The published extension fee structure is a minimum of USD 45 for up to 15 days, then USD 3 per day for additional days, all within the 150-day annual cap. If you need your visa converted to multiple-entry (or it was issued single-entry), an additional charge applies.
Bring your passport, the fee in cash (USD or NPR), a passport photo, and arrive early in the day to beat the queue. Our full walkthrough — addresses, hours, document list, and queue tactics — is in the Nepal visa extension guide.
Overstaying: why you should avoid it
If you remain in Nepal past your visa's expiry, you pay a penalty when you leave. Reputable Nepal legal summaries describe a combined charge in the region of USD 8 per day for shorter overstays (a daily late fine plus the per-day extension rate), settled at the airport before departure.
Overstays beyond 150 days are a different matter entirely, carrying much steeper financial penalties and the risk of deportation and future entry difficulties. The takeaway is simple: extending on time is far cheaper and less stressful than overstaying. If you are even close to your expiry date, make the trip to Immigration.
Applying online before you arrive
You do not have to wait until you land to fill in the form. The Department of Immigration runs an online tourist-visa application that lets you complete your details in advance and receive a barcoded receipt by email. You then print the receipt and present it at the airport, skipping the on-site data-entry step.
A few practical notes:
- The submitted application typically stays valid in the system for about 15 days, so fill it in close to your travel date — not months ahead.
- You still pay the fee and complete the visa issuance in person on arrival; the online step is the form, not the whole visa.
- Have a digital passport photo ready (the portal specifies a small square format) and a working email address.
This is optional but genuinely speeds things up during busy afternoon arrival waves.
Entry points and land borders
By air, the main entry point is Tribhuvan International Airport (TIA) in Kathmandu, with Pokhara and Bhairahawa also operating international terminals. Visa on arrival is the norm at TIA.
Overland, visa on arrival is available at the principal land borders with India — including Sunauli/Belahiya, Birgunj/Raxaul, Kakarbhitta/Panitanki, and Nepalgunj/Rupaidiha.
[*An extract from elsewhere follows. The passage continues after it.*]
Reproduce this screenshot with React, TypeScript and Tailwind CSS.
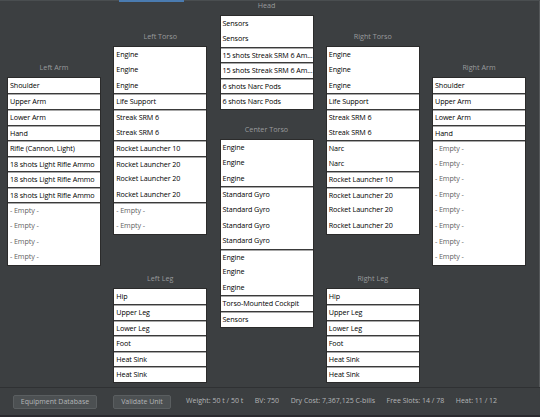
import React from "react";

type Groups = string[][];

const leftArm: Groups = [
  ["Shoulder"],
  ["Upper Arm"],
  ["Lower Arm"],
  ["Hand"],
  ["Rifle (Cannon, Light)"],
  ["18 shots Light Rifle Ammo"],
  ["18 shots Light Rifle Ammo"],
  ["18 shots Light Rifle Ammo"],
  ["- Empty -", "- Empty -", "- Empty -", "- Empty -"],
];

const leftTorso: Groups = [
  ["Engine", "Engine", "Engine"],
  ["Life Support"],
  ["Streak SRM 6", "Streak SRM 6"],
  ["Rocket Launcher 10"],
  ["Rocket Launcher 20", "Rocket Launcher 20", "Rocket Launcher 20"],
  ["- Empty -", "- Empty -"],
];

const head: Groups = [
  ["Sensors", "Sensors"],
  ["15 shots Streak SRM 6 Am..."],
  ["15 shots Streak SRM 6 Am..."],
  ["6 shots Narc Pods"],
  ["6 shots Narc Pods"],
];

const centerTorso: Groups = [
  ["Engine", "Engine", "Engine"],
  ["Standard Gyro", "Standard Gyro", "Standard Gyro", "Standard Gyro"],
  ["Engine", "Engine", "Engine"],
  ["Torso-Mounted Cockpit"],
  ["Sensors"],
];

const rightTorso: Groups = [
  ["Engine", "Engine", "Engine"],
  ["Life Support"],
  ["Streak SRM 6", "Streak SRM 6"],
  ["Narc", "Narc"],
  ["Rocket Launcher 10"],
  ["Rocket Launcher 20", "Rocket Launcher 20", "Rocket Launcher 20"],
];

const rightArm: Groups = [
  ["Shoulder"],
  ["Upper Arm"],
  ["Lower Arm"],
  ["Hand"],
  [
    "- Empty -",
    "- Empty -",
    "- Empty -",
    "- Empty -",
    "- Empty -",
    "- Empty -",
    "- Empty -",
    "- Empty -",
  ],
];

const leg: Groups = [
  ["Hip"],
  ["Upper Leg"],
  ["Lower Leg"],
  ["Foot"],
  ["Heat Sink"],
  ["Heat Sink"],
];

function Label({ text }: { text: string }) {
  return (
    <div className="h-[10px] leading-[10px] mb-[4.5px] text-center text-[7.2px] text-[#999b9d]">
      {text}
    </div>
  );
}

function Box({ groups }: { groups: Groups }) {
  return (
    <div className="w-[94px] bg-white border border-[#2b2b2b]">
      {groups.map((g, gi) =>
        g.map((item, ii) => {
          const sep = gi > 0 && ii === 0;
          const empty = item.startsWith("- Empty");
          return (
            <div
              key={gi + "-" + ii}
              className={
                "h-[15.58px] leading-[15px] pl-[2px] whitespace-nowrap overflow-hidden text-[7.2px] tracking-[-0.1px] " +
                (empty ? "text-[#636363] " : "text-[#000000] ") +
                (sep
                  ? "border-t border-[#3a3a3a] shadow-[inset_0_1px_0_#a8a8a8]"
                  : "")
              }
            >
              {item}
            </div>
          );
        })
      )}
    </div>
  );
}

function Part({ label, groups }: { label: string; groups: Groups }) {
  return (
    <div className="flex flex-col">
      <Label text={label} />
      <Box groups={groups} />
    </div>
  );
}

export default function App() {
  return (
    <div
      className="w-[540px] h-[417px] bg-[#3c3f41] flex flex-col overflow-hidden relative"
      style={{ fontFamily: '"Open Sans", "Noto Sans", sans-serif' }}
    >
      <div className="absolute top-0 left-0 w-[540px] h-[1px] bg-[#4a4e50]" />
      <div className="absolute top-0 left-[119px] w-[65px] h-[2px] bg-[#4a7bb0]" />
      <div className="h-[387px] flex border-r border-[#55585a]">
        <div className="flex pl-[7px] gap-[12.25px]">
          <div className="pt-[62.3px]">
            <Part label="Left Arm" groups={leftArm} />
          </div>
          <div className="pt-[31.2px] flex flex-col">
            <Part label="Left Torso" groups={leftTorso} />
            <div className="mt-[38.4px]">
              <Part label="Left Leg" groups={leg} />
            </div>
          </div>
          <div className="pt-[0px] flex flex-col">
            <Part label="Head" groups={head} />
            <div className="mt-[14.2px]">
              <Part label="Center Torso" groups={centerTorso} />
            </div>
          </div>
          <div className="pt-[31.2px] flex flex-col">
            <Part label="Right Torso" groups={rightTorso} />
            <div className="mt-[38.4px]">
              <Part label="Right Leg" groups={leg} />
            </div>
          </div>
          <div className="pt-[62.3px]">
            <Part label="Right Arm" groups={rightArm} />
          </div>
        </div>
      </div>
      <div className="h-[1px] bg-[#2f3133]" />
      <div className="flex-1 flex items-center pl-[13px] text-[7px] text-[#b4b6b8]">
        <button className="h-[14px] w-[84px] bg-[#4c5052] border border-[#5a5e60] rounded-[2px] text-[#b4b6b8] leading-[12px]">
          Equipment Database
        </button>
        <button className="ml-[16px] h-[14px] w-[58px] bg-[#4c5052] border border-[#5a5e60] rounded-[2px] text-[#b4b6b8] leading-[12px]">
          Validate Unit
        </button>
        <div className="ml-[15px] flex gap-[11.5px]">
          <span>Weight: 50 t / 50 t</span>
          <span>BV: 750</span>
          <span>Dry Cost: 7,367,125 C-bills</span>
          <span>Free Slots: 14 / 78</span>
          <span>Heat: 11 / 12</span>
        </div>
      </div>
      <div className="h-[2px] bg-[#2a2a2e]" />
    </div>
  );
}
However, the US State Department specifically advises that travelers entering by land should plan to obtain the visa rather than assume every entrant is stopped and processed. The crossing from Tibet (China) does not issue Nepal visas on arrival — that route requires a visa arranged in advance.
If you are weighing a side trip across a border, remember your multiple-entry visa allows re-entry within its validity, but each fresh tourist visa still counts toward the 150-day annual cap.
Putting it together: a pre-departure checklist
- Passport valid 6+ months beyond arrival, with a blank visa page.
- Confirm your nationality is eligible for visa on arrival (or apply at an embassy if not).
- Decide your duration — 15, 30, or 90 days — and budget the USD fee in clean cash.
- Carry one passport photo as backup even though kiosks can take one.
- Optionally complete the online form within 15 days of travel for a faster airport experience.
- Keep a hotel booking and onward ticket printed, just in case.
- Note the 150-day annual limit if you plan more than one trip this year.
Get those right and the visa is the easy part of your trip. A friendly "namaste" at the counter never hurts either — you can pick up a few more from our essential Nepali phrases for travelers before you go. Once you are through, our two-week Nepal itinerary and the country's trekking permit requirements are the natural next reads.
Sources
- Department of Immigration, Nepal — Tourist Visa
- Department of Immigration, Nepal — Visa Fee and Documents
- Department of Immigration, Nepal — Visa on Arrival
- Department of Immigration, Nepal — Online Visa Application
- Tribhuvan International Airport Immigration — Visa cost FAQ
- Nepal Tourism Board — Tourist Visa Information
- US Department of State — Nepal International Travel Information
Frequently asked questions
- Do I need a visa to visit Nepal as a tourist?
- Yes. Almost every foreign visitor needs a tourist visa, but most nationalities can get it on arrival at Tribhuvan International Airport rather than applying in advance.
- How much does a Nepal tourist visa cost?
- The Department of Immigration lists USD 30 for 15 days, USD 50 for 30 days, and USD 125 for 90 days, all multiple-entry (as of June 2026). Confirm current rates before you fly.
- How long must my passport be valid for Nepal?
- Your passport needs at least six months of validity beyond your date of arrival, plus a blank page for the visa sticker.
- Can I get a visa on arrival at a land border?
- Yes, visa on arrival is available at the main India land borders, but the US State Department advises that overland travelers should plan to arrange the visa rather than assume officials will stop everyone to process it.
- Is the visa really free for children and SAARC nationals?
- Children under 10 are generally granted a gratis (free) tourist visa, and SAARC nationals except Afghans get one free 30-day visa per visa year, with some exceptions noted by Immigration.
- What is the maximum I can stay in Nepal on a tourist visa?
- A maximum of 150 days within a single calendar year (January to December). Beyond that you must leave Nepal and return in a new calendar year.
- What happens if I overstay my Nepal visa?
- You pay a daily penalty when you exit; reputable summaries describe roughly USD 8 per day for short overstays, and far steeper consequences beyond 150 days, so extend on time instead.
- Which nationalities cannot get a visa on arrival?
- Nationals of a short list including Afghanistan, Nigeria, Ghana, Cameroon, Somalia, Liberia, Ethiopia, Iraq, Syria, Zimbabwe, Eswatini and Palestine must apply at a Nepali diplomatic mission first.